STATED EXERCISE: Count every line that has the word "code". Give the number, without anything more.
————
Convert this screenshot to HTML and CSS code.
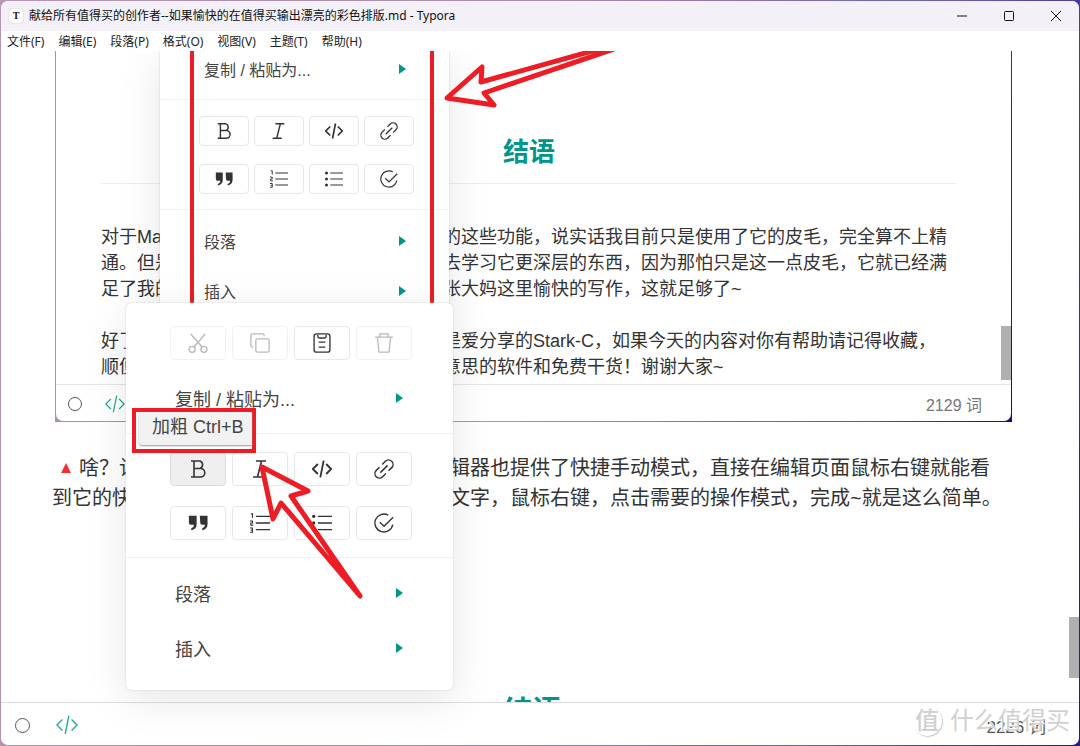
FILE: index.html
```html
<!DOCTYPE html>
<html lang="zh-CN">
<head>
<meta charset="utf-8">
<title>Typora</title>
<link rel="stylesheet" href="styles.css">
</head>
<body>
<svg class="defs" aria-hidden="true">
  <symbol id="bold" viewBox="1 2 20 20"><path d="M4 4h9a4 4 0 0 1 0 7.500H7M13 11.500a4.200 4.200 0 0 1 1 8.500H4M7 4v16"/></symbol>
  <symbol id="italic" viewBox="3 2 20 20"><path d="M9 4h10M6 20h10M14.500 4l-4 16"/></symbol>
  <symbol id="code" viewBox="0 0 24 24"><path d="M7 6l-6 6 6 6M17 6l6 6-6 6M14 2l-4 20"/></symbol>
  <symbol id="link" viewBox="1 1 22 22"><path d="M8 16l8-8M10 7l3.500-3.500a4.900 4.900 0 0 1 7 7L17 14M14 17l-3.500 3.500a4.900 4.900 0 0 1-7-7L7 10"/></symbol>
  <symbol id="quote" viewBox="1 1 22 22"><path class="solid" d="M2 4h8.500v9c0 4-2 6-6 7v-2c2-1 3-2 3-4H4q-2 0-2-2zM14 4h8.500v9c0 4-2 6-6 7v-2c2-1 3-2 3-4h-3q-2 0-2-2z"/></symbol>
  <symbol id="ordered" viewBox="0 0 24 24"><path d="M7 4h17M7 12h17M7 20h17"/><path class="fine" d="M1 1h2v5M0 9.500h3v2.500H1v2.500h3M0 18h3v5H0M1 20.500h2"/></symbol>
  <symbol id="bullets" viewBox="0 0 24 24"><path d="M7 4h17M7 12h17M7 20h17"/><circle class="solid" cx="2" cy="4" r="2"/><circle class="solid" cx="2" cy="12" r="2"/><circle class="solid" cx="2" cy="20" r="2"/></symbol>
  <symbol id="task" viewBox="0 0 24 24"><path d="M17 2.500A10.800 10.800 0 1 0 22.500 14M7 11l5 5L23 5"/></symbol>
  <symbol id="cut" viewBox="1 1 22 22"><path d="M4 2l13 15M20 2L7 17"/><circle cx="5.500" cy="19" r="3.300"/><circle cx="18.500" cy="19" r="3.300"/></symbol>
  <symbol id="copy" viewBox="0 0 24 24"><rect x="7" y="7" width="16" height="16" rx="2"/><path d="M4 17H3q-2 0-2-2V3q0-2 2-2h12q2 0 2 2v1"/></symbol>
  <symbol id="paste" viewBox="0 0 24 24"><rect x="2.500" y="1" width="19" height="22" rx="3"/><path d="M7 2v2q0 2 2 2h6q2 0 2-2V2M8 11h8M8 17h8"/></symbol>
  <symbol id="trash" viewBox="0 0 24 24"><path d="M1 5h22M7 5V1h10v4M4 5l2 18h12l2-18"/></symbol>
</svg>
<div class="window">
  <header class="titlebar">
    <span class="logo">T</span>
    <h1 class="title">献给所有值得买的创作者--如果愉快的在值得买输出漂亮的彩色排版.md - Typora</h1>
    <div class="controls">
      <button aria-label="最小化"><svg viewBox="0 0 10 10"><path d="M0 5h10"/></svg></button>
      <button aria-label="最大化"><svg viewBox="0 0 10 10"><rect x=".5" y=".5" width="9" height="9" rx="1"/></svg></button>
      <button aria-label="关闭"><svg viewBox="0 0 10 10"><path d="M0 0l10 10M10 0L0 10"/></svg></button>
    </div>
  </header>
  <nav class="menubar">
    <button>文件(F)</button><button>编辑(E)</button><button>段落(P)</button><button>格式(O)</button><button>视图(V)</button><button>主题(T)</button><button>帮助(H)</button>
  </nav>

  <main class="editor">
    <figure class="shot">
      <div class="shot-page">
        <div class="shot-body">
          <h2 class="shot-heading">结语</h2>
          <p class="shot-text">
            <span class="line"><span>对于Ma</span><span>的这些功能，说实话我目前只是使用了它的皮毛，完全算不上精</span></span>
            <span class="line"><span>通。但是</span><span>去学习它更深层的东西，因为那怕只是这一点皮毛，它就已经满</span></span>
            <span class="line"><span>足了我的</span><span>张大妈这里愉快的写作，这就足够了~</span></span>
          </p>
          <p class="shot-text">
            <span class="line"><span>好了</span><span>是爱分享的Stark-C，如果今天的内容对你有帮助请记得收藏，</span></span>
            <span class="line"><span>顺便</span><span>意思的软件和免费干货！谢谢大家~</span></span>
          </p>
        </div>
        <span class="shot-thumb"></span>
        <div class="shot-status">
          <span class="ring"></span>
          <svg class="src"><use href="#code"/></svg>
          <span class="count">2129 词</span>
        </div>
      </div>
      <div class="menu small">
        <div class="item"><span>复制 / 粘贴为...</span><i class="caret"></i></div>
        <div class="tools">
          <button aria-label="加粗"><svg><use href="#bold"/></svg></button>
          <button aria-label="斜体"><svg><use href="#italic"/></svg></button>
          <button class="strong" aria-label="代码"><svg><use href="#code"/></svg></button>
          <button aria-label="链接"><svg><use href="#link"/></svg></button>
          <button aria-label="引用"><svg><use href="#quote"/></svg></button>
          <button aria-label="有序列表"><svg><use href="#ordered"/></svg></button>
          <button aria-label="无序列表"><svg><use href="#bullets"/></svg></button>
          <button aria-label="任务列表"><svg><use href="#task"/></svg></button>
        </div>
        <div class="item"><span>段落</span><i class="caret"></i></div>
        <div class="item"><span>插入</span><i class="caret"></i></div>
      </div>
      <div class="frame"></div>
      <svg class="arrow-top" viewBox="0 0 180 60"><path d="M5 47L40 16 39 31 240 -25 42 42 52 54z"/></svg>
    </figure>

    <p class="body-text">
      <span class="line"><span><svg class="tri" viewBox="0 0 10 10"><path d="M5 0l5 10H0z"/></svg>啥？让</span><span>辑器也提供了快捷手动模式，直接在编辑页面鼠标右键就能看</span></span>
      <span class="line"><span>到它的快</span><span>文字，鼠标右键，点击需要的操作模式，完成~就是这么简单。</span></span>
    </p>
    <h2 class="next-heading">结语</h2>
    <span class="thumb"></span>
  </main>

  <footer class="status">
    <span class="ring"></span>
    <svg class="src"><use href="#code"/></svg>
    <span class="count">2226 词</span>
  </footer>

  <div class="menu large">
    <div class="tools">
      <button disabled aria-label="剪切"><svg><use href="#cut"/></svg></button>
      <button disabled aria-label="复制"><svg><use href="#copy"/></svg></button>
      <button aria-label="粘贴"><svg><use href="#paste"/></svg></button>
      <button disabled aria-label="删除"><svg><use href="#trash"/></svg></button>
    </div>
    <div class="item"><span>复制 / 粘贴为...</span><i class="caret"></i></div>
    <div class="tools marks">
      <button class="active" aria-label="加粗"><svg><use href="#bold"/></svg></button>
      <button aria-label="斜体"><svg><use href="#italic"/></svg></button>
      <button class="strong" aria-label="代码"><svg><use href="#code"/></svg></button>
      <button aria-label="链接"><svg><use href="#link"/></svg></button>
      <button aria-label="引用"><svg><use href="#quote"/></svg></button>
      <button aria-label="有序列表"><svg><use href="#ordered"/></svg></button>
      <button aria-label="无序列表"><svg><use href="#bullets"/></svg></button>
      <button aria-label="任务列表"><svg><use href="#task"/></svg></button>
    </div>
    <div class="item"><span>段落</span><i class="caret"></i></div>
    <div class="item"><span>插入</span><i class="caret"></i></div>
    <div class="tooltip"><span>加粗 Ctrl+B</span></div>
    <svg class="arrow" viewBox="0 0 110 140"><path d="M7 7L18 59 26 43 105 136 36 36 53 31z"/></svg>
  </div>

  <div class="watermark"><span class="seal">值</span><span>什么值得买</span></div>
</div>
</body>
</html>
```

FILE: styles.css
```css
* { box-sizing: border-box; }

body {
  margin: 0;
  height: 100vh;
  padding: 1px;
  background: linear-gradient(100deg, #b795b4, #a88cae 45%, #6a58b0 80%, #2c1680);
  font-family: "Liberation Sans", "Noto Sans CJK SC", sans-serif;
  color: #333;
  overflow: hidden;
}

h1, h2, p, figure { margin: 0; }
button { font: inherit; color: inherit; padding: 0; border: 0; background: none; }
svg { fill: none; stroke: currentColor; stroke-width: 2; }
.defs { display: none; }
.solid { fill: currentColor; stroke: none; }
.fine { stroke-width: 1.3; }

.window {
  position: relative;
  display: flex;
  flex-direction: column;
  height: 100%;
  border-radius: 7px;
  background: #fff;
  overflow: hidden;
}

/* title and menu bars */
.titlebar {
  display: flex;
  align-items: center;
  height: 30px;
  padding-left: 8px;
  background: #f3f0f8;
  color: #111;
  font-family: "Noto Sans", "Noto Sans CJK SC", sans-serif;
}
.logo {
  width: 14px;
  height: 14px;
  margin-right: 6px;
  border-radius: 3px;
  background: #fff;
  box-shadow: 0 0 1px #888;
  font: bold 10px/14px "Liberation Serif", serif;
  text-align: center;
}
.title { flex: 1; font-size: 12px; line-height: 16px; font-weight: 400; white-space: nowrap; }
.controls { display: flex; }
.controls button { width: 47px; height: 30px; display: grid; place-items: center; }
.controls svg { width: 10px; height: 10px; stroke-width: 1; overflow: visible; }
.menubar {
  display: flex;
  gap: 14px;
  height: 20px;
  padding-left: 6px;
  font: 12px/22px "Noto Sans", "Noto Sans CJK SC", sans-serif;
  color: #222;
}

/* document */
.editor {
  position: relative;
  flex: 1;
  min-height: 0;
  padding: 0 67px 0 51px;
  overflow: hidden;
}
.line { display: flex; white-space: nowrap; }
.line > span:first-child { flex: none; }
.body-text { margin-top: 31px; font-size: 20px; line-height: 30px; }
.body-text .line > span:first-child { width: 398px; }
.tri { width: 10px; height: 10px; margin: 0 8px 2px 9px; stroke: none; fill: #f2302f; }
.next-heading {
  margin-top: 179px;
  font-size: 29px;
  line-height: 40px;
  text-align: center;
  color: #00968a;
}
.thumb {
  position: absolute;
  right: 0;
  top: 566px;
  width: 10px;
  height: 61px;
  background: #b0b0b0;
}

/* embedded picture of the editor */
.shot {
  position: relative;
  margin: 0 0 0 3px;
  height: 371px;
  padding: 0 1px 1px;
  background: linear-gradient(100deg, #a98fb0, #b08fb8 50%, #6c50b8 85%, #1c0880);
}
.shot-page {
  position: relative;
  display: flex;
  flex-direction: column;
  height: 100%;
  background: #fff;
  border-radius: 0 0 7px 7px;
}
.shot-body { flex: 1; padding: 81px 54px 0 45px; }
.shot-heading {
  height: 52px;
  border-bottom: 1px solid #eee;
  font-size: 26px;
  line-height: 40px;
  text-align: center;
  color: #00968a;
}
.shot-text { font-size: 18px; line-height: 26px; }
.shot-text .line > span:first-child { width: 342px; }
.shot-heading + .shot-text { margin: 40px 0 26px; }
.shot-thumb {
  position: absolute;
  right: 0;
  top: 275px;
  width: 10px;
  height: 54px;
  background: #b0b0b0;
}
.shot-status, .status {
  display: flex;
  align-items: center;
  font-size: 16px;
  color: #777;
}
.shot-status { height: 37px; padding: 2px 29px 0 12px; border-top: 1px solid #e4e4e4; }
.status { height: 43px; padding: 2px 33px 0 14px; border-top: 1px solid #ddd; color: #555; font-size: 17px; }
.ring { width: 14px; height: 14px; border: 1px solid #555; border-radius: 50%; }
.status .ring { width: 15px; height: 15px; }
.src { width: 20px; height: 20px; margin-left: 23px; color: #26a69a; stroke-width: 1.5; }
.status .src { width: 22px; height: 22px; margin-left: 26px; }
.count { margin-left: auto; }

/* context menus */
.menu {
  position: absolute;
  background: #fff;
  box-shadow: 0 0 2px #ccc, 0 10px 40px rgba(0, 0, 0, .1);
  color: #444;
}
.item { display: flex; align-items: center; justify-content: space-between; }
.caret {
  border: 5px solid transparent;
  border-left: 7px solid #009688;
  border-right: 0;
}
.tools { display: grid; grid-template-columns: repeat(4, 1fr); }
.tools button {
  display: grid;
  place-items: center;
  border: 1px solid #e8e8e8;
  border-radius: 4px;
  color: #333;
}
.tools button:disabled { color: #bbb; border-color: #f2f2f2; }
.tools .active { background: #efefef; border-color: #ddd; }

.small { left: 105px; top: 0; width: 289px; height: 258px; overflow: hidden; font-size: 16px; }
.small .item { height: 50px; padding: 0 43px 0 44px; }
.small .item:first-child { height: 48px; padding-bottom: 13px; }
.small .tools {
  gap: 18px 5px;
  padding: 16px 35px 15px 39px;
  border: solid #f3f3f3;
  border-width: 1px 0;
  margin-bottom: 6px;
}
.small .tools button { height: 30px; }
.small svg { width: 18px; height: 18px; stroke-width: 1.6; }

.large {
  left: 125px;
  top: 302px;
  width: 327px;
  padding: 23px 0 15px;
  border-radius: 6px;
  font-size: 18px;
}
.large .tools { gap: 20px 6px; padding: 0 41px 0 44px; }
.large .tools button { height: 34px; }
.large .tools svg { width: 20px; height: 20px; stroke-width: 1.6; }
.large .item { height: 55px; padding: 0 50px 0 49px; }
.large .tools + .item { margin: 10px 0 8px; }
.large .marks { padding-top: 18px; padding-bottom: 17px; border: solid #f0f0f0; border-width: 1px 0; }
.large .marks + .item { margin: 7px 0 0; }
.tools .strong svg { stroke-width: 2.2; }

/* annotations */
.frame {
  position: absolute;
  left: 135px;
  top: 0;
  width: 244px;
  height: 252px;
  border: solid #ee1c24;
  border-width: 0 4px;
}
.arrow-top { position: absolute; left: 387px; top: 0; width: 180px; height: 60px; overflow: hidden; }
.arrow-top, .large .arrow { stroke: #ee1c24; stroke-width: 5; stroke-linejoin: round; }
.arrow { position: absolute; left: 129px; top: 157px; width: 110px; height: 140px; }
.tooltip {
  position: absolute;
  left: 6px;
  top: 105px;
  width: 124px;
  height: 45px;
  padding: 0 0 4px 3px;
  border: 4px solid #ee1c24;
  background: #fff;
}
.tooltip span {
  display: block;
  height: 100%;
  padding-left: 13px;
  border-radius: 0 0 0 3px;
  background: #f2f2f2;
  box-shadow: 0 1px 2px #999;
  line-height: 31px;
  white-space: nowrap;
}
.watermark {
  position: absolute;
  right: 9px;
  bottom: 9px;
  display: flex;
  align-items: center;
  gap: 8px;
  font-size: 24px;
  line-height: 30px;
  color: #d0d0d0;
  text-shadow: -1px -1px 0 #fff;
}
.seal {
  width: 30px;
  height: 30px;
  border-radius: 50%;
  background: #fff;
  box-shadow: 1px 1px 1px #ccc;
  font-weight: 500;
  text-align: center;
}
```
————
SOLUTION TO THIS PROBLEM: 6